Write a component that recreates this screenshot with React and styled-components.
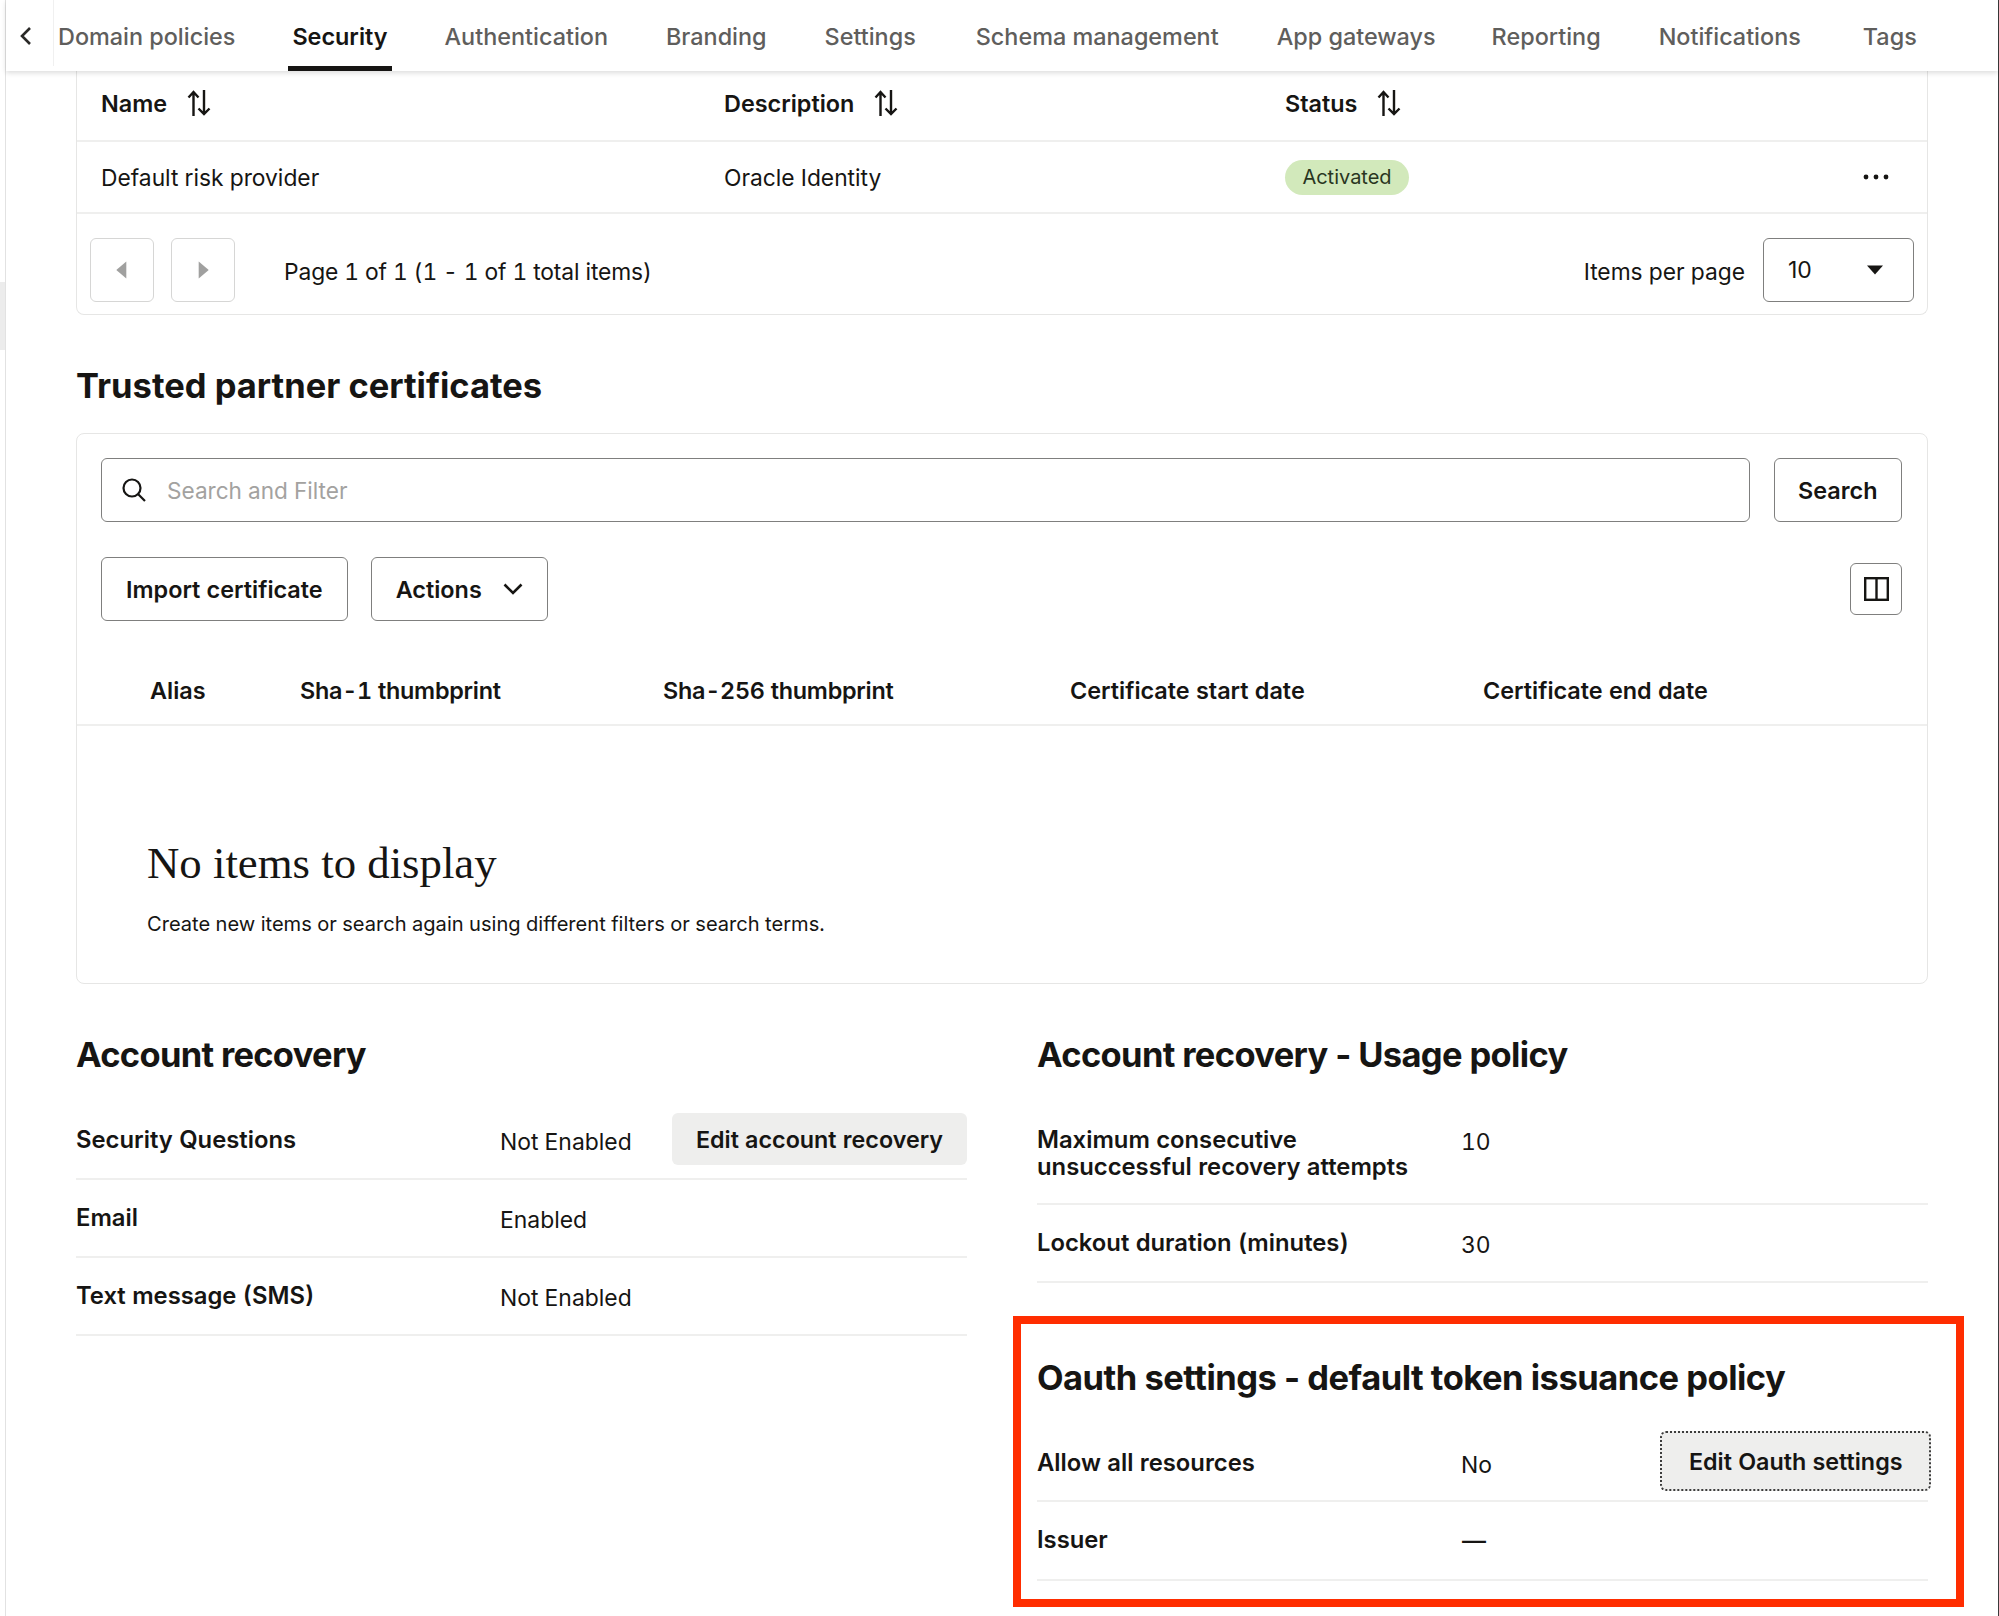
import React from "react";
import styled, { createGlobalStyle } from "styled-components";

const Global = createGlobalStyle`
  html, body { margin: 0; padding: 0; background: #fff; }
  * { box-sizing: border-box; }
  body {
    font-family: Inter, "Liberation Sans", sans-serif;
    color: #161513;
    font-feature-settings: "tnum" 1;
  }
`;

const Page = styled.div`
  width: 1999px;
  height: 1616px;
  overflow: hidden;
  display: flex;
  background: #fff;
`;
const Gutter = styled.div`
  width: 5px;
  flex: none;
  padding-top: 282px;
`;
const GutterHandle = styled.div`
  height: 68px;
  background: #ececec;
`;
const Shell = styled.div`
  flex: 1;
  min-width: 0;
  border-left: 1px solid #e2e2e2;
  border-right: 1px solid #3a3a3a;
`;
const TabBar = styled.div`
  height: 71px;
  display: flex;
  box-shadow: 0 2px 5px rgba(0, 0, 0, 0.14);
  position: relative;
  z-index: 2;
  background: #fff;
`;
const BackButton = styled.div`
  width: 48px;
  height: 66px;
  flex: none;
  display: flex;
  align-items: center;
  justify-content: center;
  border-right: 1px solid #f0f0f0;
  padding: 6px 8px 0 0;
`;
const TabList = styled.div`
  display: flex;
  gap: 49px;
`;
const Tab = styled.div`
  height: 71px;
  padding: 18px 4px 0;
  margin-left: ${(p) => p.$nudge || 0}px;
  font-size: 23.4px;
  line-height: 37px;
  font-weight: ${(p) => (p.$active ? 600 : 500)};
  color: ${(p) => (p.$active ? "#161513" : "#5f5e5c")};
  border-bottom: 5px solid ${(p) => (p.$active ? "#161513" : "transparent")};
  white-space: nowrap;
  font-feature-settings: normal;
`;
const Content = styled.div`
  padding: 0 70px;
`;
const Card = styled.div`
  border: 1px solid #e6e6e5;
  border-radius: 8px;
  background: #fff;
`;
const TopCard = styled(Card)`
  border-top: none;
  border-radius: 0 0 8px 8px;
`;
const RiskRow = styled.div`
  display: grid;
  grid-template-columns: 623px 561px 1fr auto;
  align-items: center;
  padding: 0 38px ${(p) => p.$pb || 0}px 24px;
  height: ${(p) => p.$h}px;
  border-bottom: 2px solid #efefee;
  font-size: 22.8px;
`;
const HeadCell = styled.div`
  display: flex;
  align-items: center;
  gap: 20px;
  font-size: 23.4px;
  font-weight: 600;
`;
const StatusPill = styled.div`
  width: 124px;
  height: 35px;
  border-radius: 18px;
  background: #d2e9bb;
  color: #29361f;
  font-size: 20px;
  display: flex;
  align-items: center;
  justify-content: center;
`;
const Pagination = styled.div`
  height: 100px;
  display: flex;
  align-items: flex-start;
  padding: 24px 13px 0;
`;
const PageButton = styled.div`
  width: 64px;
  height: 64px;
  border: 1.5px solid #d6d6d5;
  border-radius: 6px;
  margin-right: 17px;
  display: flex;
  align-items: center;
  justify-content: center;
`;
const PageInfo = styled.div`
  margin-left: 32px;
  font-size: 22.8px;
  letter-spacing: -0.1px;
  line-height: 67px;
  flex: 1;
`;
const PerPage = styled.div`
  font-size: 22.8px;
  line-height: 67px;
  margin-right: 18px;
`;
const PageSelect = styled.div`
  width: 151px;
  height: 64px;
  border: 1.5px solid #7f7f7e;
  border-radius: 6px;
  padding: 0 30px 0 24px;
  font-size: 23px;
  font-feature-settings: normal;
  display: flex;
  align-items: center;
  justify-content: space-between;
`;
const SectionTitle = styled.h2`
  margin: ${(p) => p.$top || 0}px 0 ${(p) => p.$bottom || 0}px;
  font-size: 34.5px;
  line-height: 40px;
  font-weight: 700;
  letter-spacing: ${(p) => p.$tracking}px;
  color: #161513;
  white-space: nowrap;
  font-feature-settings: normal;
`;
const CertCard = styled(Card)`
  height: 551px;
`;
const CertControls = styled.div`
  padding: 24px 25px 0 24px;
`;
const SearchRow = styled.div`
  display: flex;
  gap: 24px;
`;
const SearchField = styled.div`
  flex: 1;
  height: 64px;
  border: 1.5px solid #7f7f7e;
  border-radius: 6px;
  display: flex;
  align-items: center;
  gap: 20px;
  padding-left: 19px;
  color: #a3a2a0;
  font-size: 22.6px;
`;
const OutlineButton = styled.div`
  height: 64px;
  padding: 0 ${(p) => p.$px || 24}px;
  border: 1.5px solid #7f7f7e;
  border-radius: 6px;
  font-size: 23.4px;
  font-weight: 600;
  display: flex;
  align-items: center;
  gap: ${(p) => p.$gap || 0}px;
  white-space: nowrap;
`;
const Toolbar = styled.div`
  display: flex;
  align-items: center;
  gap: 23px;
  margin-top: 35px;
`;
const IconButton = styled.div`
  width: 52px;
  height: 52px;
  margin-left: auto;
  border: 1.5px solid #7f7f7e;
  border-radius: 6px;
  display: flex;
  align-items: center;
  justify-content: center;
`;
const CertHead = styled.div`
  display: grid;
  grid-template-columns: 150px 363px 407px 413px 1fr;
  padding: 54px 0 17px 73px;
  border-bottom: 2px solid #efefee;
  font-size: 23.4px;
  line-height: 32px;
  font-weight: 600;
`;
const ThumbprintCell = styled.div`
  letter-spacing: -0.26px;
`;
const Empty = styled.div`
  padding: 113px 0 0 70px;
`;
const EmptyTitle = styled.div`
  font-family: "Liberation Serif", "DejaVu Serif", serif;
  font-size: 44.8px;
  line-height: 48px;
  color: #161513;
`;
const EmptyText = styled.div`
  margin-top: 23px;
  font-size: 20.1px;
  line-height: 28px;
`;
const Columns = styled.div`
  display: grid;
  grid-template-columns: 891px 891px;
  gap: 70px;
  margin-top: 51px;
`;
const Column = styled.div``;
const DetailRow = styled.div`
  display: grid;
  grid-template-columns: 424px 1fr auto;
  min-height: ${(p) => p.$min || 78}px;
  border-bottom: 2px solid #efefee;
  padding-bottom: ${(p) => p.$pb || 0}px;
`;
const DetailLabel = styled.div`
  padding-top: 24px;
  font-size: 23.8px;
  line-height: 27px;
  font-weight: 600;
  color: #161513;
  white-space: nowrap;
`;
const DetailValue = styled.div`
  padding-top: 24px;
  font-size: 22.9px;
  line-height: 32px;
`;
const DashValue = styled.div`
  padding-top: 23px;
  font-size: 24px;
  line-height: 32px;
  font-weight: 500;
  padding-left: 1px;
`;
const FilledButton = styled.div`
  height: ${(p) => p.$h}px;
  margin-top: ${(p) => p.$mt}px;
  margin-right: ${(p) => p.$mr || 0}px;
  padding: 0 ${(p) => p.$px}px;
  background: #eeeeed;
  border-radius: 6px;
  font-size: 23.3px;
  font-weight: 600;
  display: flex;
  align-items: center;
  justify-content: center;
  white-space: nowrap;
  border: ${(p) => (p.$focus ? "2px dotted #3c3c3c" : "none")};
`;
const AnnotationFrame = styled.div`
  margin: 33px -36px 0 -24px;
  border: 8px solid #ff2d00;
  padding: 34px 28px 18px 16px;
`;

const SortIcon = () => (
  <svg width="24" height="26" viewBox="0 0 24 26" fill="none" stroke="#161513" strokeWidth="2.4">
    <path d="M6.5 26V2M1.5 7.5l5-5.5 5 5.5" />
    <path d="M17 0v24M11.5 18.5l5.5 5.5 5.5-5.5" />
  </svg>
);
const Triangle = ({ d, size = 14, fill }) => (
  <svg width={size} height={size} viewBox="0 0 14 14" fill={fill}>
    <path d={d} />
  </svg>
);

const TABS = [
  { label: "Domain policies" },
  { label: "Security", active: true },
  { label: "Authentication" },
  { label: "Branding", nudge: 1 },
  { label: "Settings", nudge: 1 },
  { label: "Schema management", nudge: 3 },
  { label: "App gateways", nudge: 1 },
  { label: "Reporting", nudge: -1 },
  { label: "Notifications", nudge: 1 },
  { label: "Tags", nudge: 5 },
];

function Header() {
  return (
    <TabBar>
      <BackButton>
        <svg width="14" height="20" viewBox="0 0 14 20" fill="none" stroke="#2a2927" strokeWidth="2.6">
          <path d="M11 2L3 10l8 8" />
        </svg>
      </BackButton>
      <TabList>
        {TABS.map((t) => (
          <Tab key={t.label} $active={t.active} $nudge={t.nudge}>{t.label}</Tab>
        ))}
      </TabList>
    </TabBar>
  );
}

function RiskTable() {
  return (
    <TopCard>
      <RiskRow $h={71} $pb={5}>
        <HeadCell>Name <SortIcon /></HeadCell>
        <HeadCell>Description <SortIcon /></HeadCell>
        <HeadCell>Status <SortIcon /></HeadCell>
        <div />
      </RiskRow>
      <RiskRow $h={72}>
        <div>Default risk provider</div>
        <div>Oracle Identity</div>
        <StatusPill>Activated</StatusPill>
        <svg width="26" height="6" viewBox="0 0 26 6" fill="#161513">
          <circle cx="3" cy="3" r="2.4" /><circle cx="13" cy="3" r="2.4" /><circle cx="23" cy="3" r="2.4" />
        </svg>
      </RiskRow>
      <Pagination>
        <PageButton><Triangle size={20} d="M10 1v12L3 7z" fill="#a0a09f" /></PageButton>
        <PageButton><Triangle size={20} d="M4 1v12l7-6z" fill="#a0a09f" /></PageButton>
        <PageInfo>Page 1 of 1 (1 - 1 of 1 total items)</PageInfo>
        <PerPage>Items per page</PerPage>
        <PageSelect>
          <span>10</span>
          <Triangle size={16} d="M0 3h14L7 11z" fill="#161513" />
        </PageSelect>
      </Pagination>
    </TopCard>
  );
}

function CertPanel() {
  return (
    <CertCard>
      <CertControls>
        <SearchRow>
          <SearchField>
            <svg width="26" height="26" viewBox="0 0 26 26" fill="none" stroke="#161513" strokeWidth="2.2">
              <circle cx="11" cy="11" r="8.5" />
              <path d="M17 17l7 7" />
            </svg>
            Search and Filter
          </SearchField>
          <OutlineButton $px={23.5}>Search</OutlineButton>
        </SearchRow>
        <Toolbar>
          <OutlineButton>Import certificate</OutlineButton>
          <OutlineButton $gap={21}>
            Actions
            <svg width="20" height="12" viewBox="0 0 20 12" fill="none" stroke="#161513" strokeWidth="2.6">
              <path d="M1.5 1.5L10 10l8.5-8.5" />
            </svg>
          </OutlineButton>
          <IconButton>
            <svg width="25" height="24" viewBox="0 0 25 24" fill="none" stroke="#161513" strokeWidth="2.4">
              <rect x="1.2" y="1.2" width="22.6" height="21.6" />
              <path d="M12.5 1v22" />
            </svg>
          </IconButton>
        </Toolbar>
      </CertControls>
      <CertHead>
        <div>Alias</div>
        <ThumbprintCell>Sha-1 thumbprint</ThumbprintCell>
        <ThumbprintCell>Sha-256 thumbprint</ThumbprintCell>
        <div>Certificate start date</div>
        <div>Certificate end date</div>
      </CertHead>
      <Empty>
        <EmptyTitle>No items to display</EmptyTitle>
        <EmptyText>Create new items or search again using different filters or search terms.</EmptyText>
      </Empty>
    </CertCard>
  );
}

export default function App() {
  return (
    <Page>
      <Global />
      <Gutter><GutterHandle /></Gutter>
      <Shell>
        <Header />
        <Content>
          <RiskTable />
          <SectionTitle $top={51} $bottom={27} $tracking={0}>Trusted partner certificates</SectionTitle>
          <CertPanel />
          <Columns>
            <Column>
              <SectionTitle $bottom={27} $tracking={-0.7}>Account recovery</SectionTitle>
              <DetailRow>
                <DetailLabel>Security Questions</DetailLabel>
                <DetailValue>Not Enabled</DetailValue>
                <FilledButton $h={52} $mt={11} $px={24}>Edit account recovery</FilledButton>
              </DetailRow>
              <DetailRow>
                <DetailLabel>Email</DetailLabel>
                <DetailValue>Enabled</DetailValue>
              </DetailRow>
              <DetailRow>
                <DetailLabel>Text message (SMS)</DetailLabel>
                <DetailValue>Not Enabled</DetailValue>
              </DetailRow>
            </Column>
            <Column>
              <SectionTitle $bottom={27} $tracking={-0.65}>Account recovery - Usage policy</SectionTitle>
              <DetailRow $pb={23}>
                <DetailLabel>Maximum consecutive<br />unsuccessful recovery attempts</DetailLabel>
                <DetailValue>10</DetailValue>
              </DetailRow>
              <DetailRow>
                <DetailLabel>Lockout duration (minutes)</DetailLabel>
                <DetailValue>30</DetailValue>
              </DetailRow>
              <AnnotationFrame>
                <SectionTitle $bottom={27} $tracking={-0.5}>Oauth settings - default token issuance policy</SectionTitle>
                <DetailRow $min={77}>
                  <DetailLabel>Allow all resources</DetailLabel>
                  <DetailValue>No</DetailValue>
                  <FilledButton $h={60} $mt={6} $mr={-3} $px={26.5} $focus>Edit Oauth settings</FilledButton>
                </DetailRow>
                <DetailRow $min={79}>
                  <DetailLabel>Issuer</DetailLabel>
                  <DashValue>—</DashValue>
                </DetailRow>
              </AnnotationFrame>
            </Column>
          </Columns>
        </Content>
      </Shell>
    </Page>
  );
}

◇ ◇ ◇ ◇ ◇

### Direction:
Copy every line above that holds the word "components".

### Result of this task:
Write a component that recreates this screenshot with React and styled-components.
import styled, { createGlobalStyle } from "styled-components";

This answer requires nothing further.